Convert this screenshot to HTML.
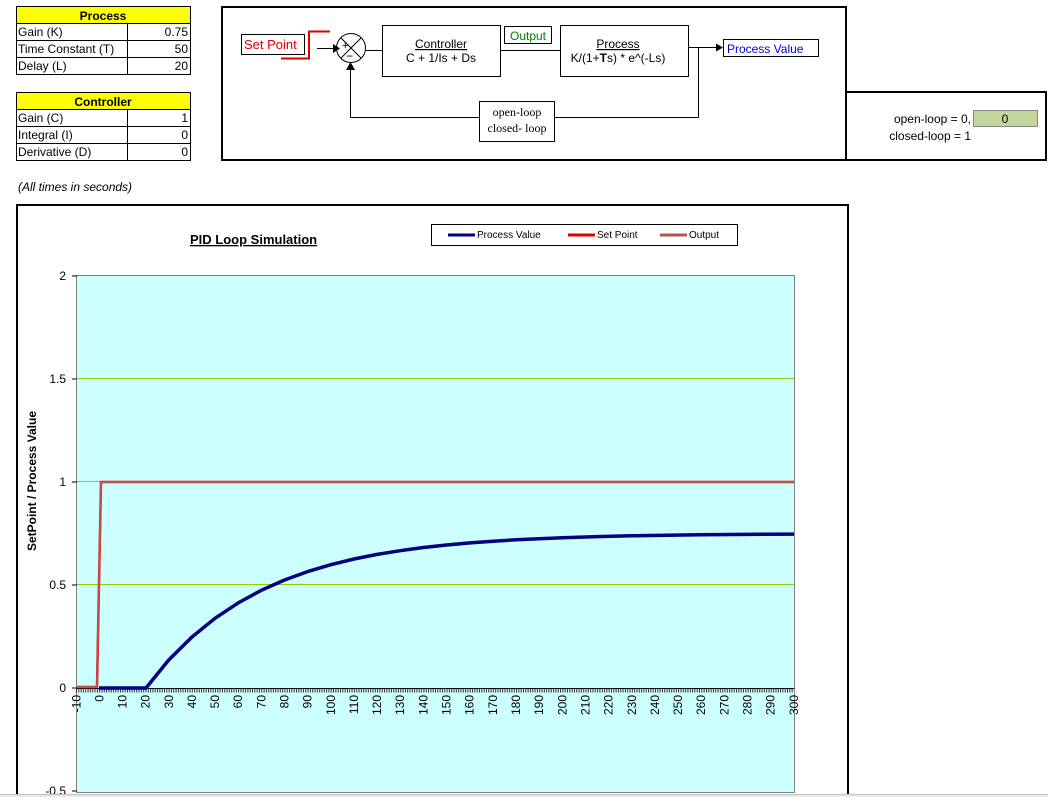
<!DOCTYPE html>
<html><head><meta charset="utf-8"><style>
body{margin:0;background:#fff;width:1048px;height:797px;overflow:hidden;font-family:"Liberation Sans",Arial,sans-serif}
svg text{font-family:"Liberation Sans",Arial,sans-serif}
</style></head><body>
<svg width="1048" height="797" viewBox="0 0 1048 797" xmlns="http://www.w3.org/2000/svg">
<!-- Process table -->
<rect x="16.5" y="6.5" width="174" height="17" fill="#ffff00" stroke="#000"/>
<text x="103" y="20" font-size="12" font-weight="bold" text-anchor="middle">Process</text>
<g stroke="#000" fill="none">
<rect x="16.5" y="23.5" width="174" height="51"/>
<line x1="16" y1="40.5" x2="191" y2="40.5"/><line x1="16" y1="57.5" x2="191" y2="57.5"/>
<line x1="127.5" y1="23" x2="127.5" y2="75"/>
</g>
<g font-size="12">
<text x="18" y="36">Gain (K)</text><text x="188" y="36" text-anchor="end">0.75</text>
<text x="18" y="53">Time Constant (T)</text><text x="188" y="53" text-anchor="end">50</text>
<text x="18" y="70">Delay (L)</text><text x="188" y="70" text-anchor="end">20</text>
</g>
<!-- Controller table -->
<rect x="16.5" y="92.5" width="174" height="17" fill="#ffff00" stroke="#000"/>
<text x="103" y="106" font-size="12" font-weight="bold" text-anchor="middle">Controller</text>
<g stroke="#000" fill="none">
<rect x="16.5" y="109.5" width="174" height="51"/>
<line x1="16" y1="126.5" x2="191" y2="126.5"/><line x1="16" y1="143.5" x2="191" y2="143.5"/>
<line x1="127.5" y1="109" x2="127.5" y2="161"/>
</g>
<g font-size="12">
<text x="18" y="122">Gain (C)</text><text x="188" y="122" text-anchor="end">1</text>
<text x="18" y="139">Integral (I)</text><text x="188" y="139" text-anchor="end">0</text>
<text x="18" y="156">Derivative (D)</text><text x="188" y="156" text-anchor="end">0</text>
</g>
<text x="18" y="191" font-size="12" font-style="italic">(All times in seconds)</text>

<!-- Diagram -->
<rect x="222" y="7" width="624" height="153" fill="none" stroke="#000" stroke-width="2"/>
<rect x="846" y="92" width="200" height="68" fill="none" stroke="#000" stroke-width="2"/>
<rect x="973.5" y="110.5" width="64" height="16" fill="#c3d69b" stroke="#888"/>
<text x="1005" y="123" font-size="12" text-anchor="middle">0</text>
<text x="971" y="123" font-size="12" text-anchor="end">open-loop = 0,</text>
<text x="971" y="140" font-size="12" text-anchor="end">closed-loop = 1</text>

<rect x="241.5" y="34.5" width="63" height="20" fill="#fff" stroke="#000"/>
<text x="244" y="49" font-size="13" fill="#e00000">Set Point</text>
<polyline points="281,58.5 309,58.5 309,31.5 330,31.5" fill="none" stroke="#e00000" stroke-width="2"/>
<g stroke="#000" fill="none">
<line x1="317" y1="48.5" x2="333" y2="48.5"/>
<circle cx="351" cy="48" r="14.5" fill="#fff"/>
<line x1="341" y1="38" x2="361" y2="58"/><line x1="361" y1="38" x2="341" y2="58"/>
<line x1="366" y1="50.5" x2="382" y2="50.5"/>
<rect x="382.5" y="25.5" width="118" height="51" fill="#fff"/>
<line x1="500" y1="50.5" x2="560" y2="50.5"/>
<rect x="560.5" y="25.5" width="128" height="51" fill="#fff"/>
<line x1="688" y1="47.5" x2="716" y2="47.5"/>
<line x1="698.5" y1="47" x2="698.5" y2="117.5"/>
<line x1="698.5" y1="117.5" x2="555" y2="117.5"/>
<line x1="479" y1="117.5" x2="350.5" y2="117.5"/>
<line x1="350.5" y1="117.5" x2="350.5" y2="70"/>
</g>
<polygon points="333,44 340,48.5 333,53" fill="#000"/>
<polygon points="346,70 350.5,62 355,70" fill="#000"/>
<polygon points="716,43.5 723,47.5 716,51.5" fill="#000"/>
<text x="342" y="49" font-size="11">+</text>
<text x="346" y="60" font-size="12">−</text>
<text x="441" y="48" font-size="12" text-anchor="middle" text-decoration="underline">Controller</text>
<text x="441" y="62" font-size="12" text-anchor="middle">C + 1/Is + Ds</text>
<rect x="504.5" y="26.5" width="47" height="17" fill="#fff" stroke="#000"/>
<text x="528" y="40" font-size="12" fill="#008000" text-anchor="middle">Output</text>
<text x="618" y="48" font-size="12" text-anchor="middle" text-decoration="underline">Process</text>
<text x="618" y="62" font-size="12" text-anchor="middle">K/(1+<tspan font-weight="bold">T</tspan>s) * e^(-Ls)</text>
<rect x="723.5" y="39.5" width="95" height="17" fill="#fff" stroke="#000"/>
<text x="727" y="53" font-size="12" fill="#0000cc">Process Value</text>
<rect x="479.5" y="101.5" width="75" height="40" fill="#fff" stroke="#000"/>
<text x="517" y="116" font-size="12" text-anchor="middle" font-family="Liberation Serif" style="font-family:'Liberation Serif',serif">open-loop</text>
<text x="517" y="132" font-size="12" text-anchor="middle" style="font-family:'Liberation Serif',serif">closed- loop</text>

<!-- Chart -->
<rect x="17" y="205" width="831" height="600" fill="#fff" stroke="#000" stroke-width="2"/>
<text x="190" y="244" font-size="13" font-weight="bold" text-decoration="underline">PID Loop Simulation</text>
<rect x="431.5" y="224.5" width="306" height="21" fill="#fff" stroke="#000"/>
<line x1="448" y1="235" x2="475" y2="235" stroke="#000080" stroke-width="3"/>
<text x="477" y="238" font-size="10">Process Value</text>
<line x1="568" y1="235" x2="595" y2="235" stroke="#e00000" stroke-width="3"/>
<text x="597" y="238" font-size="10">Set Point</text>
<line x1="660" y1="235" x2="687" y2="235" stroke="#c0504d" stroke-width="3"/>
<text x="689" y="238" font-size="10">Output</text>

<rect x="76.5" y="275.5" width="718" height="517" fill="#ccffff" stroke="#808080"/>
<g stroke="#99cc00">
<line x1="77" y1="378.5" x2="794" y2="378.5"/>
<line x1="77" y1="481.5" x2="794" y2="481.5"/>
<line x1="77" y1="584.5" x2="794" y2="584.5"/>
</g>
<g stroke="#000">
<line x1="72" y1="276" x2="77" y2="276"/><line x1="72" y1="379" x2="77" y2="379"/>
<line x1="72" y1="482" x2="77" y2="482"/><line x1="72" y1="585" x2="77" y2="585"/>
<line x1="72" y1="688" x2="77" y2="688"/><line x1="72" y1="791" x2="77" y2="791"/>
<line x1="76" y1="688.5" x2="794" y2="688.5"/>
<line x1="76" y1="690.5" x2="794" y2="690.5" stroke-width="4" stroke-dasharray="1 1.316" stroke="#333"/>
</g>
<g font-size="12" text-anchor="end">
<text x="66" y="280">2</text><text x="66" y="383">1.5</text><text x="66" y="486">1</text>
<text x="66" y="589">0.5</text><text x="66" y="692">0</text><text x="66" y="795">-0.5</text>
</g>
<text transform="translate(36,481) rotate(-90)" font-size="12" font-weight="bold" text-anchor="middle">SetPoint / Process Value</text>
<g font-size="12" text-anchor="end" id="xl">
<text transform="translate(80.5,695) rotate(-90)">-10</text>
<text transform="translate(103.5,695) rotate(-90)">0</text>
<text transform="translate(126.5,695) rotate(-90)">10</text>
<text transform="translate(149.5,695) rotate(-90)">20</text>
<text transform="translate(173,695) rotate(-90)">30</text>
<text transform="translate(196,695) rotate(-90)">40</text>
<text transform="translate(219,695) rotate(-90)">50</text>
<text transform="translate(242,695) rotate(-90)">60</text>
<text transform="translate(265.5,695) rotate(-90)">70</text>
<text transform="translate(288.5,695) rotate(-90)">80</text>
<text transform="translate(311.5,695) rotate(-90)">90</text>
<text transform="translate(335,695) rotate(-90)">100</text>
<text transform="translate(358,695) rotate(-90)">110</text>
<text transform="translate(381,695) rotate(-90)">120</text>
<text transform="translate(404,695) rotate(-90)">130</text>
<text transform="translate(427.5,695) rotate(-90)">140</text>
<text transform="translate(450.5,695) rotate(-90)">150</text>
<text transform="translate(473.5,695) rotate(-90)">160</text>
<text transform="translate(497,695) rotate(-90)">170</text>
<text transform="translate(520,695) rotate(-90)">180</text>
<text transform="translate(543,695) rotate(-90)">190</text>
<text transform="translate(566.5,695) rotate(-90)">200</text>
<text transform="translate(589.5,695) rotate(-90)">210</text>
<text transform="translate(612.5,695) rotate(-90)">220</text>
<text transform="translate(636,695) rotate(-90)">230</text>
<text transform="translate(659,695) rotate(-90)">240</text>
<text transform="translate(682,695) rotate(-90)">250</text>
<text transform="translate(705,695) rotate(-90)">260</text>
<text transform="translate(728.5,695) rotate(-90)">270</text>
<text transform="translate(751.5,695) rotate(-90)">280</text>
<text transform="translate(774.5,695) rotate(-90)">290</text>
<text transform="translate(798,695) rotate(-90)">300</text>
</g>
<!-- series -->
<polyline points="77,687 97,687 101,482 794,482" fill="none" stroke="#e00000" stroke-width="2.5"/>
<polyline points="77,687 97,687 101,482 794,482" fill="none" stroke="#c0504d" stroke-width="2"/>
<polyline points="99,688 146,688 168.7,660 191.8,637.1 215,618.3 238.2,602.9 261.3,590.3 284.5,580 307.6,571.6 330.8,564.7 354,559 377.1,554.4 400.3,550.7 423.4,547.5 446.6,545 469.8,542.9 493,541.2 516.1,539.8 539.2,538.7 562.4,537.7 597,536.6 631.9,535.8 666.6,535.2 701.4,534.8 747.7,534.4 794,534.1" fill="none" stroke="#000080" stroke-width="3.5" stroke-linejoin="round"/>
<!-- bottom strip -->
<rect x="0" y="794" width="1048" height="3" fill="#e8e8e8"/>
<line x1="0" y1="794.5" x2="1048" y2="794.5" stroke="#c0c0c0"/>
</svg>
</body></html>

────

Begin at the first line of the data above and repeat each line exactly, stopping after the line containing "times in seconds)</text>". Omit the pictures.

▶ **Response**
Convert this screenshot to HTML.
<!DOCTYPE html>
<html><head><meta charset="utf-8"><style>
body{margin:0;background:#fff;width:1048px;height:797px;overflow:hidden;font-family:"Liberation Sans",Arial,sans-serif}
svg text{font-family:"Liberation Sans",Arial,sans-serif}
</style></head><body>
<svg width="1048" height="797" viewBox="0 0 1048 797" xmlns="http://www.w3.org/2000/svg">
<!-- Process table -->
<rect x="16.5" y="6.5" width="174" height="17" fill="#ffff00" stroke="#000"/>
<text x="103" y="20" font-size="12" font-weight="bold" text-anchor="middle">Process</text>
<g stroke="#000" fill="none">
<rect x="16.5" y="23.5" width="174" height="51"/>
<line x1="16" y1="40.5" x2="191" y2="40.5"/><line x1="16" y1="57.5" x2="191" y2="57.5"/>
<line x1="127.5" y1="23" x2="127.5" y2="75"/>
</g>
<g font-size="12">
<text x="18" y="36">Gain (K)</text><text x="188" y="36" text-anchor="end">0.75</text>
<text x="18" y="53">Time Constant (T)</text><text x="188" y="53" text-anchor="end">50</text>
<text x="18" y="70">Delay (L)</text><text x="188" y="70" text-anchor="end">20</text>
</g>
<!-- Controller table -->
<rect x="16.5" y="92.5" width="174" height="17" fill="#ffff00" stroke="#000"/>
<text x="103" y="106" font-size="12" font-weight="bold" text-anchor="middle">Controller</text>
<g stroke="#000" fill="none">
<rect x="16.5" y="109.5" width="174" height="51"/>
<line x1="16" y1="126.5" x2="191" y2="126.5"/><line x1="16" y1="143.5" x2="191" y2="143.5"/>
<line x1="127.5" y1="109" x2="127.5" y2="161"/>
</g>
<g font-size="12">
<text x="18" y="122">Gain (C)</text><text x="188" y="122" text-anchor="end">1</text>
<text x="18" y="139">Integral (I)</text><text x="188" y="139" text-anchor="end">0</text>
<text x="18" y="156">Derivative (D)</text><text x="188" y="156" text-anchor="end">0</text>
</g>
<text x="18" y="191" font-size="12" font-style="italic">(All times in seconds)</text>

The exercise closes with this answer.